● Exercise goal
Can you reproduce the data beneath, keeping every line exact?
================================
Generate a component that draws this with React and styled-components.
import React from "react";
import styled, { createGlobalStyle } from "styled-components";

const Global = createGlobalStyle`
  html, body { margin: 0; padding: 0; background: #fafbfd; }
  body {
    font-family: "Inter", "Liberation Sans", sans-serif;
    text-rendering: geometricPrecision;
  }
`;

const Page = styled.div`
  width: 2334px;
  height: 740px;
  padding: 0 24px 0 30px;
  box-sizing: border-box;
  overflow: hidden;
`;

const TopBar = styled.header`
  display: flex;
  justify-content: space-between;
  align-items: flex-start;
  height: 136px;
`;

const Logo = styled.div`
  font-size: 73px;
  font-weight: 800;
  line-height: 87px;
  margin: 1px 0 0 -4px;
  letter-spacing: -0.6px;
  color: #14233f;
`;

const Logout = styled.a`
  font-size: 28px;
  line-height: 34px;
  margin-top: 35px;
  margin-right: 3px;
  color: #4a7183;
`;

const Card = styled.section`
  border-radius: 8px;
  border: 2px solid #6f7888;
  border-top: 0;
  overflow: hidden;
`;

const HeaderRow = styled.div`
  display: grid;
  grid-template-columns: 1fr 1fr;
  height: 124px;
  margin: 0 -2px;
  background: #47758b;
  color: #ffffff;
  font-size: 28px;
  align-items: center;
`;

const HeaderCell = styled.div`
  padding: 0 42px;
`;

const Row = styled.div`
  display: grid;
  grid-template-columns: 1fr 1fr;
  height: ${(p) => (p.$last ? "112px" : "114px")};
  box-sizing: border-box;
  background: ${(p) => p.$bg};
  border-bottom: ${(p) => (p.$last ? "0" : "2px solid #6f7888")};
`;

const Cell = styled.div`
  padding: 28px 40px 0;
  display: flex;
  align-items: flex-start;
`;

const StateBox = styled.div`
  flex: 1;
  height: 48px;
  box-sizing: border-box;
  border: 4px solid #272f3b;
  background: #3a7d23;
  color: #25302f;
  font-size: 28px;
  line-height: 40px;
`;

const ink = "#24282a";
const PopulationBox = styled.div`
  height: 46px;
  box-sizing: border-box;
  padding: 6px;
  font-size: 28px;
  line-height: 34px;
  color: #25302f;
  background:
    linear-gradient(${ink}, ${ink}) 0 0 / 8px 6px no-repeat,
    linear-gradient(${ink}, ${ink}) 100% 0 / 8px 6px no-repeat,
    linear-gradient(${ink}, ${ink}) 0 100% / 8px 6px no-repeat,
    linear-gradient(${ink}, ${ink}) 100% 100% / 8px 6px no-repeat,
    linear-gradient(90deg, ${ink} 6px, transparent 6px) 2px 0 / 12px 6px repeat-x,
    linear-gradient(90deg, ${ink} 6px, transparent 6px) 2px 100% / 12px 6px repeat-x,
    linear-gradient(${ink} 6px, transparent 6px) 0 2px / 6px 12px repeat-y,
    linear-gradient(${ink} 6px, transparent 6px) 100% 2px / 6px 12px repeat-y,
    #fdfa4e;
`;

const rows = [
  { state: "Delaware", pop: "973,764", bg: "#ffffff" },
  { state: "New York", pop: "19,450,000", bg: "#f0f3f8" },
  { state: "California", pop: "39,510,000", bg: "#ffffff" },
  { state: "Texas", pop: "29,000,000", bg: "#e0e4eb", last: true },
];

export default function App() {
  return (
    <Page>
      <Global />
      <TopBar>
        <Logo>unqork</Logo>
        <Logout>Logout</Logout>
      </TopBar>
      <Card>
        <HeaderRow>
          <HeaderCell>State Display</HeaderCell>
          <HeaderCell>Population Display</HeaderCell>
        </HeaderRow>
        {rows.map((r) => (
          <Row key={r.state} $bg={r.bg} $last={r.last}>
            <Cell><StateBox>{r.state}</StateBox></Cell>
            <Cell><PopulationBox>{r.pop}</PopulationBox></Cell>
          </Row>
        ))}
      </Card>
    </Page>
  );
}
================================
● Worked solution
Generate a component that draws this with React and styled-components.
import React from "react";
import styled, { createGlobalStyle } from "styled-components";

const Global = createGlobalStyle`
  html, body { margin: 0; padding: 0; background: #fafbfd; }
  body {
    font-family: "Inter", "Liberation Sans", sans-serif;
    text-rendering: geometricPrecision;
  }
`;

const Page = styled.div`
  width: 2334px;
  height: 740px;
  padding: 0 24px 0 30px;
  box-sizing: border-box;
  overflow: hidden;
`;

const TopBar = styled.header`
  display: flex;
  justify-content: space-between;
  align-items: flex-start;
  height: 136px;
`;

const Logo = styled.div`
  font-size: 73px;
  font-weight: 800;
  line-height: 87px;
  margin: 1px 0 0 -4px;
  letter-spacing: -0.6px;
  color: #14233f;
`;

const Logout = styled.a`
  font-size: 28px;
  line-height: 34px;
  margin-top: 35px;
  margin-right: 3px;
  color: #4a7183;
`;

const Card = styled.section`
  border-radius: 8px;
  border: 2px solid #6f7888;
  border-top: 0;
  overflow: hidden;
`;

const HeaderRow = styled.div`
  display: grid;
  grid-template-columns: 1fr 1fr;
  height: 124px;
  margin: 0 -2px;
  background: #47758b;
  color: #ffffff;
  font-size: 28px;
  align-items: center;
`;

const HeaderCell = styled.div`
  padding: 0 42px;
`;

const Row = styled.div`
  display: grid;
  grid-template-columns: 1fr 1fr;
  height: ${(p) => (p.$last ? "112px" : "114px")};
  box-sizing: border-box;
  background: ${(p) => p.$bg};
  border-bottom: ${(p) => (p.$last ? "0" : "2px solid #6f7888")};
`;

const Cell = styled.div`
  padding: 28px 40px 0;
  display: flex;
  align-items: flex-start;
`;

const StateBox = styled.div`
  flex: 1;
  height: 48px;
  box-sizing: border-box;
  border: 4px solid #272f3b;
  background: #3a7d23;
  color: #25302f;
  font-size: 28px;
  line-height: 40px;
`;

const ink = "#24282a";
const PopulationBox = styled.div`
  height: 46px;
  box-sizing: border-box;
  padding: 6px;
  font-size: 28px;
  line-height: 34px;
  color: #25302f;
  background:
    linear-gradient(${ink}, ${ink}) 0 0 / 8px 6px no-repeat,
    linear-gradient(${ink}, ${ink}) 100% 0 / 8px 6px no-repeat,
    linear-gradient(${ink}, ${ink}) 0 100% / 8px 6px no-repeat,
    linear-gradient(${ink}, ${ink}) 100% 100% / 8px 6px no-repeat,
    linear-gradient(90deg, ${ink} 6px, transparent 6px) 2px 0 / 12px 6px repeat-x,
    linear-gradient(90deg, ${ink} 6px, transparent 6px) 2px 100% / 12px 6px repeat-x,
    linear-gradient(${ink} 6px, transparent 6px) 0 2px / 6px 12px repeat-y,
    linear-gradient(${ink} 6px, transparent 6px) 100% 2px / 6px 12px repeat-y,
    #fdfa4e;
`;

const rows = [
  { state: "Delaware", pop: "973,764", bg: "#ffffff" },
  { state: "New York", pop: "19,450,000", bg: "#f0f3f8" },
  { state: "California", pop: "39,510,000", bg: "#ffffff" },
  { state: "Texas", pop: "29,000,000", bg: "#e0e4eb", last: true },
];

export default function App() {
  return (
    <Page>
      <Global />
      <TopBar>
        <Logo>unqork</Logo>
        <Logout>Logout</Logout>
      </TopBar>
      <Card>
        <HeaderRow>
          <HeaderCell>State Display</HeaderCell>
          <HeaderCell>Population Display</HeaderCell>
        </HeaderRow>
        {rows.map((r) => (
          <Row key={r.state} $bg={r.bg} $last={r.last}>
            <Cell><StateBox>{r.state}</StateBox></Cell>
            <Cell><PopulationBox>{r.pop}</PopulationBox></Cell>
          </Row>
        ))}
      </Card>
    </Page>
  );
}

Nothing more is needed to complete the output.